*WHAT TO WORK ON*: Note each line of the listing that contains the string "this", and copy it.

* * * * * * * * *

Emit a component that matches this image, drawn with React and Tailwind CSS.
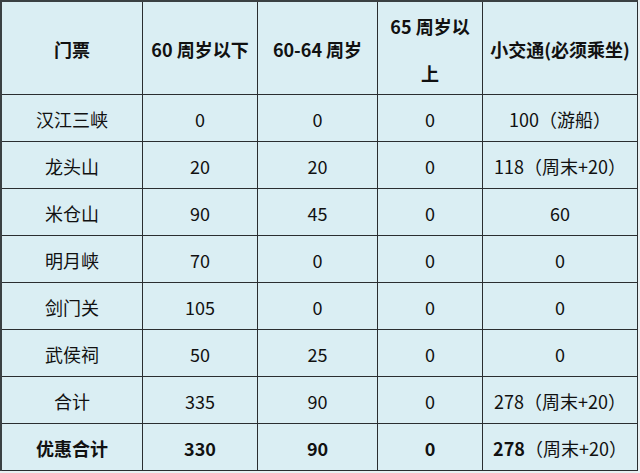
import React from "react";

const font = { fontFamily: '"Noto Sans CJK SC", "Noto Sans", sans-serif' };

const widths = ["w-[141px]", "w-[115px]", "w-[120px]", "w-[105px]", "w-[155px]"];

const rows = [
  ["汉江三峡", "0", "0", "0", "100（游船）"],
  ["龙头山", "20", "20", "0", "118（周末+20）"],
  ["米仓山", "90", "45", "0", "60"],
  ["明月峡", "70", "0", "0", "0"],
  ["剑门关", "105", "0", "0", "0"],
  ["武侯祠", "50", "25", "0", "0"],
  ["合计", "335", "90", "0", "278（周末+20）"],
];

function Cell({ i, children, className = "" }) {
  return (
    <div
      className={`${widths[i]} shrink-0 h-full pt-[3px] flex items-center justify-center text-center border-r border-b border-[#2a2e30] ${className}`}
    >
      {children}
    </div>
  );
}

export default function App() {
  return (
    <div className="w-[640px] h-[473px] bg-[#e9f0f2] text-[#111] text-[18px]" style={font}>
      <div className="w-[638px] border-t-2 border-l-2 border-[#3a4042] bg-[#daeef3]">
        <div className="flex h-[93px] font-bold leading-[47px]">
          <Cell i={0}>门票</Cell>
          <Cell i={1}>60 周岁以下</Cell>
          <Cell i={2}>60-64 周岁</Cell>
          <Cell i={3}>
            <span>
              65 周岁以
              <br />上
            </span>
          </Cell>
          <Cell i={4}>小交通(必须乘坐)</Cell>
        </div>
        {rows.map((r, ri) => (
          <div key={ri} className="flex h-[47px]">
            {r.map((c, ci) => (
              <Cell key={ci} i={ci}>
                {c}
              </Cell>
            ))}
          </div>
        ))}
        <div className="flex h-[47px]">
          <Cell i={0} className="font-bold">优惠合计</Cell>
          <Cell i={1} className="font-bold">330</Cell>
          <Cell i={2} className="font-bold">90</Cell>
          <Cell i={3} className="font-bold">0</Cell>
          <Cell i={4}>
            <span>
              <span className="font-bold">278</span>（周末+20）
            </span>
          </Cell>
        </div>
      </div>
    </div>
  );
}
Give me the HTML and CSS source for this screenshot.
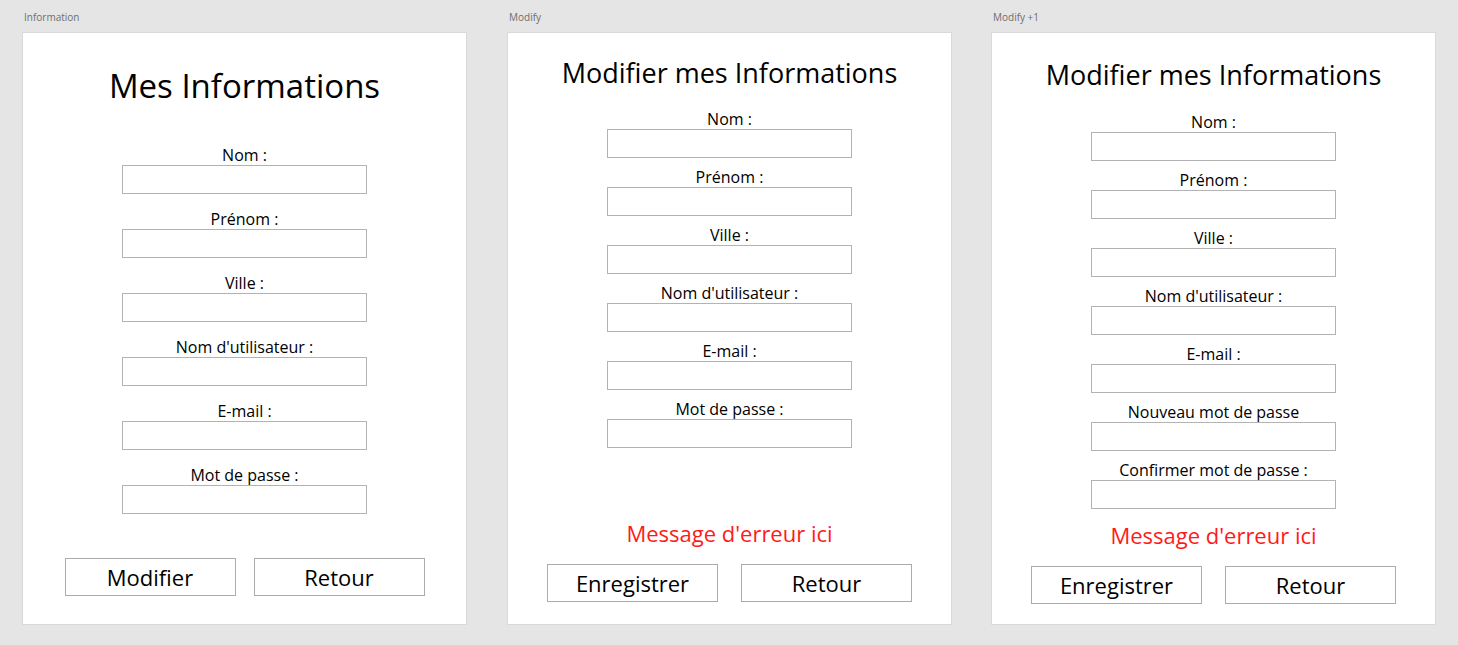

* * * * * * * * *

*REPLY TO THE TASK*:
Emit a component that matches this image, drawn with React and Tailwind CSS.
Give me the HTML and CSS source for this screenshot.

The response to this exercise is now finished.